[SHORT PROBLEM]
All of the data should be repeated exactly; pictures are not part of the copy.

[GIVEN DATA]
┌──
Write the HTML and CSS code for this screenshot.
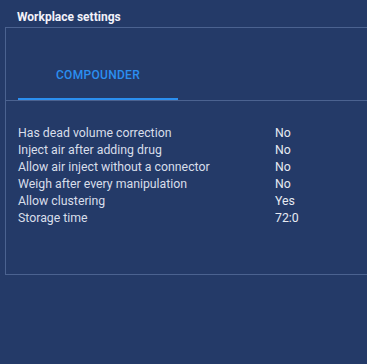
FILE: index.html
```html
<html>

<head>
	<link rel="stylesheet" href="styles.css">
</head>

<body>
	<div id="wrapper">
		<div class="title">Workplace settings</div>
		<div class="panel">
			<div class="tabs">
				<div class="tab active">COMPOUNDER</div>
			</div>
			<div class="settings">
				<span class="label">Has dead volume correction</span>
				<span class="value">No</span>
				<span class="label">Inject air after adding drug</span>
				<span class="value">No</span>
				<span class="label">Allow air inject without a connector</span>
				<span class="value">No</span>
				<span class="label">Weigh after every manipulation</span>
				<span class="value">No</span>
				<span class="label">Allow clustering</span>
				<span class="value">Yes</span>
				<span class="label">Storage time</span>
				<span class="value">72:0</span>
			</div>
		</div>
	</div>
</body>
</html>
```

FILE: styles.css
```css
* {
	margin: 0;
	padding: 0;
	box-sizing: border-box;
	font-family: Roboto, "Liberation Sans", sans-serif;
}

body {
	background: #243a68;
	overflow: hidden;
}

#wrapper {
	width: 367px;
	height: 364px;
}

.title {
	padding: 10px 0 0 17px;
	height: 27px;
	font-size: 12px;
	line-height: 14px;
	font-weight: bold;
	color: #f2f2fa;
}

.panel {
	margin-left: 5px;
	height: 248px;
	border: 1px solid #4b6290;
	border-right: none;
}

.tabs {
	display: flex;
	padding: 22px 0 0 12px;
	border-bottom: 1px solid #4b6290;
}

.tab {
	display: flex;
	align-items: center;
	justify-content: center;
	width: 160px;
	height: 50px;
	padding-top: 1px;
	font-size: 12px;
	font-weight: 500;
	letter-spacing: 0.3px;
	color: #2b8ff0;
	border-bottom: 2px solid transparent;
}

.tab.active {
	border-bottom-color: #2b8ff0;
}

.settings {
	display: grid;
	grid-template-columns: 257px auto;
	padding: 24px 0 0 12px;
	font-size: 12.3px;
	line-height: 17px;
}

.label {
	color: #d8deea;
}

.value {
	color: #e6eaf2;
}
```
└──
[RESPONSE BELOW]
Write the HTML and CSS code for this screenshot.
FILE: index.html
```html
<html>

<head>
	<link rel="stylesheet" href="styles.css">
</head>

<body>
	<div id="wrapper">
		<div class="title">Workplace settings</div>
		<div class="panel">
			<div class="tabs">
				<div class="tab active">COMPOUNDER</div>
			</div>
			<div class="settings">
				<span class="label">Has dead volume correction</span>
				<span class="value">No</span>
				<span class="label">Inject air after adding drug</span>
				<span class="value">No</span>
				<span class="label">Allow air inject without a connector</span>
				<span class="value">No</span>
				<span class="label">Weigh after every manipulation</span>
				<span class="value">No</span>
				<span class="label">Allow clustering</span>
				<span class="value">Yes</span>
				<span class="label">Storage time</span>
				<span class="value">72:0</span>
			</div>
		</div>
	</div>
</body>
</html>
```

FILE: styles.css
```css
* {
	margin: 0;
	padding: 0;
	box-sizing: border-box;
	font-family: Roboto, "Liberation Sans", sans-serif;
}

body {
	background: #243a68;
	overflow: hidden;
}

#wrapper {
	width: 367px;
	height: 364px;
}

.title {
	padding: 10px 0 0 17px;
	height: 27px;
	font-size: 12px;
	line-height: 14px;
	font-weight: bold;
	color: #f2f2fa;
}

.panel {
	margin-left: 5px;
	height: 248px;
	border: 1px solid #4b6290;
	border-right: none;
}

.tabs {
	display: flex;
	padding: 22px 0 0 12px;
	border-bottom: 1px solid #4b6290;
}

.tab {
	display: flex;
	align-items: center;
	justify-content: center;
	width: 160px;
	height: 50px;
	padding-top: 1px;
	font-size: 12px;
	font-weight: 500;
	letter-spacing: 0.3px;
	color: #2b8ff0;
	border-bottom: 2px solid transparent;
}

.tab.active {
	border-bottom-color: #2b8ff0;
}

.settings {
	display: grid;
	grid-template-columns: 257px auto;
	padding: 24px 0 0 12px;
	font-size: 12.3px;
	line-height: 17px;
}

.label {
	color: #d8deea;
}

.value {
	color: #e6eaf2;
}
```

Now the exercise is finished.